As empirical material for the given description, the authors consider literary texts from the Armenian literature of the XIX-XX centuries (M. Nalbandyan, S. Shahazis, G. Sundukyan, A. Ayvazyan and others). The paper is an essential part of the “Tbilisi Text of Armenian Literature”, which adds something new to the “Tbilisi Text of the Georgian Literature”. Those two discourses, in their turn, show a certain commonality with the “Caucasian Text of the Russian Literature».
The authors apply a semiotic meta-language; implicitly, they use the theory of the French sociologist P. Bourdieu together with a typological approach, since the analysis is conducted on recurrent motifs, aiming at the identification of general semantic units.

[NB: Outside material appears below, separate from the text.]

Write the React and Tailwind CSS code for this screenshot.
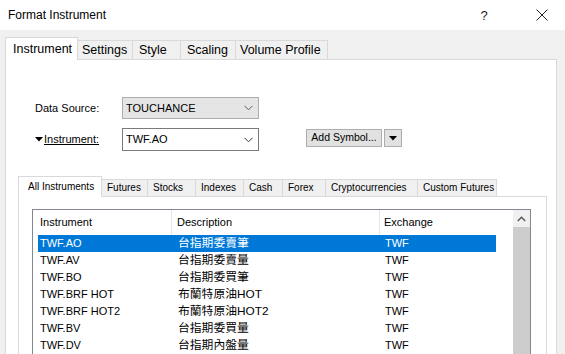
import React from "react";

const rows = [
  ["TWF.AO", "台指期委賣筆", "TWF"],
  ["TWF.AV", "台指期委賣量", "TWF"],
  ["TWF.BO", "台指期委買筆", "TWF"],
  ["TWF.BRF HOT", "布蘭特原油HOT", "TWF"],
  ["TWF.BRF HOT2", "布蘭特原油HOT2", "TWF"],
  ["TWF.BV", "台指期委買量", "TWF"],
  ["TWF.DV", "台指期內盤量", "TWF"],
];

const Chevron = ({ color = "#606060" }) => (
  <svg width="9" height="6" viewBox="0 0 9 6" className="shrink-0">
    <polyline points="0.5,0.8 4.5,4.8 8.5,0.8" fill="none" stroke={color} strokeWidth="1" />
  </svg>
);

const DownTri = () => (
  <svg width="8" height="5" viewBox="0 0 8 5" className="shrink-0">
    <polygon points="0,0 8,0 4,4.5" fill="#000" />
  </svg>
);

export default function App() {
  return (
    <div className="w-[565px] h-[354px] overflow-hidden bg-[#f0f0f0] font-['Liberation_Sans','Noto_Sans_CJK_TC',sans-serif] text-black">
      {/* Title bar */}
      <div className="h-[30px] bg-white flex items-center">
        <div className="pl-[8px] text-[12px] flex-1 leading-none">Format Instrument</div>
        <div className="w-[30px] text-[13px] text-center text-[#222] leading-none mr-[20px]">?</div>
        <div className="w-[46px] flex justify-center">
          <svg width="12" height="12" viewBox="0 0 12 12">
            <line x1="0.5" y1="0.5" x2="11.5" y2="11.5" stroke="#222" strokeWidth="1" />
            <line x1="11.5" y1="0.5" x2="0.5" y2="11.5" stroke="#222" strokeWidth="1" />
          </svg>
        </div>
      </div>

      {/* Body */}
      <div className="pl-[5px] pr-[8px] pt-[7px]">
        {/* Outer tabs */}
        <div className="flex items-end h-[22px] text-[12.5px] leading-none whitespace-nowrap">
          <div className="relative z-10 -mb-px w-[73px] h-[23px] bg-white border border-b-0 border-[#d9d9d9] flex items-center pl-[7px]">
            Instrument
          </div>
          <div className="w-[55px] h-[19px] bg-[#f0f0f0] border border-b-0 border-l-0 border-[#d9d9d9] flex items-center pl-[4px]">Settings</div>
          <div className="w-[48px] h-[19px] bg-[#f0f0f0] border border-b-0 border-l-0 border-[#d9d9d9] flex items-center pl-[6px]">Style</div>
          <div className="w-[55px] h-[19px] bg-[#f0f0f0] border border-b-0 border-l-0 border-[#d9d9d9] flex items-center pl-[6px]">Scaling</div>
          <div className="w-[92px] h-[19px] bg-[#f0f0f0] border border-b-0 border-l-0 border-[#d9d9d9] flex items-center pl-[4px]">Volume Profile</div>
        </div>

        {/* Outer panel */}
        <div className="bg-white border border-[#d9d9d9] h-[320px] text-[11px]">
          {/* Data source row */}
          <div className="flex items-center h-[22px] mt-[37px] pl-[29px]">
            <div className="w-[87px]">Data Source:</div>
            <div className="w-[137px] h-[22px] bg-[#e5e5e5] border border-[#adadad] flex items-center pl-[3px] pr-[5px]">
              <span className="flex-1">TOUCHANCE</span>
              <Chevron />
            </div>
          </div>
          {/* Instrument row */}
          <div className="flex items-center h-[23px] mt-[9px] pl-[29px]">
            <div className="w-[87px] flex items-center gap-[1px]">
              <DownTri />
              <span className="underline">Instrument:</span>
            </div>
            <div className="w-[137px] h-[23px] bg-white border border-[#7a7a7a] flex items-center pl-[3px] pr-[5px]">
              <span className="flex-1">TWF.AO</span>
              <Chevron color="#333" />
            </div>
            <div className="ml-[47px] -mt-[3px] w-[76px] h-[18px] bg-[#e1e1e1] border border-[#adadad] flex items-center justify-center text-[10.5px] whitespace-nowrap">
              Add Symbol...
            </div>
            <div className="ml-[2px] -mt-[3px] w-[18px] h-[18px] bg-[#e1e1e1] border border-[#adadad] flex items-center justify-center">
              <DownTri />
            </div>
          </div>

          {/* Inner tabs */}
          <div className="ml-[12px] mr-[9px] mt-[25px]">
            <div className="flex items-end h-[20px] text-[10px] leading-none whitespace-nowrap">
              <div className="relative z-10 -mb-px w-[84px] h-[21px] bg-white border border-b-0 border-[#d9d9d9] flex items-center pl-[9px]">
                All Instruments
              </div>
              {[
                ["Futures", "w-[46px]"],
                ["Stocks", "w-[48px]"],
                ["Indexes", "w-[48px]"],
                ["Cash", "w-[39px]"],
                ["Forex", "w-[43px]"],
                ["Cryptocurrencies", "w-[92px]"],
                ["Custom Futures", "w-[79px]"],
              ].map(([t, w]) => (
                <div
                  key={t}
                  className={`${w} h-[17px] bg-[#f0f0f0] border border-b-0 border-l-0 border-[#d9d9d9] flex items-center pl-[5px] overflow-hidden`}
                >
                  {t}
                </div>
              ))}
            </div>
            <div className="bg-white border border-[#d9d9d9] h-[200px] pt-[12px] pl-[13px] pr-[15px]">
              {/* List box */}
              <div className="border border-[#828790] h-[180px] flex">
                <div className="flex-1 pl-[5px]">
                  <div className="flex h-[25px] items-center">
                    <div className="w-[134px] h-full flex items-center pl-[2px] border-r border-[#e5e5e5]">Instrument</div>
                    <div className="w-[208px] h-full flex items-center pl-[5px] border-r border-[#e5e5e5]">Description</div>
                    <div className="w-[116px] h-full flex items-center pl-[4px]">Exchange</div>
                  </div>
                  {rows.map((r, i) => (
                    <div
                      key={r[0]}
                      className={`flex h-[17px] items-center w-[458px] ${i === 0 ? "bg-[#0078d7] text-white" : ""}`}
                    >
                      <div className="w-[134px] pl-[2px]">{r[0]}</div>
                      <div className="w-[208px] pl-[6px] text-[11.8px]">{r[1]}</div>
                      <div className="w-[116px] pl-[5px]">{r[2]}</div>
                    </div>
                  ))}
                </div>
                {/* Scrollbar */}
                <div className="w-[17px] flex flex-col">
                  <div className="h-[17px] bg-[#f0f0f0] flex items-center justify-center">
                    <svg width="9" height="6" viewBox="0 0 9 6">
                      <polyline points="0.8,5 4.5,1.2 8.2,5" fill="none" stroke="#555" strokeWidth="1.4" />
                    </svg>
                  </div>
                  <div className="flex-1 bg-[#cdcdcd]"></div>
                </div>
              </div>
            </div>
          </div>
        </div>
      </div>
    </div>
  );
}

The main thesis of the present paper is the “elevated” Armenian literature of Old Tiflis (XIX c.), which represents one of the central discourses for the critical presentation of the biological in the middle and the lower class of Old Tiflis. The biological and the principles of “wild capitalism” were destroying the families of small and medium tradesmen not only in the horizontal, class dimension (family, interpersonal), but also in the vertical dimension (inequality of social roles).
The analysis of the empirical material demonstrated that money-hunger guzzles spiritual and social values, such as national identity; the idea of statehood is lost, and the center of aspirations of city inhabitants becomes idle lifestyle: food, feasts, building houses, entertainment (home carnivals), matchmaking, etc. Of course, in the paper, the biological is contrasted to the cultural as well. The Armenian society of Old Tiflis had strategically thinking cultural figures, Armenian princely families, patrons, philanthropists (the Bebutovs, Tumanovs, Arguntinians, Alikhanovs, Yevangulyans, Mantashevs, Tamamshevs), who invested enormous financial means for the multiplication of national values (Nersisyan Seminary of Tiflis). Noteworthy is also the investment by great Armenian philanthropists (the Mantashevs) in the education of gifted Armenian minds abroad (Germany, Russia, etc.), who already in the 1920-ies formed the intellectual basis for the establishment of a national university in Yerevan (1919).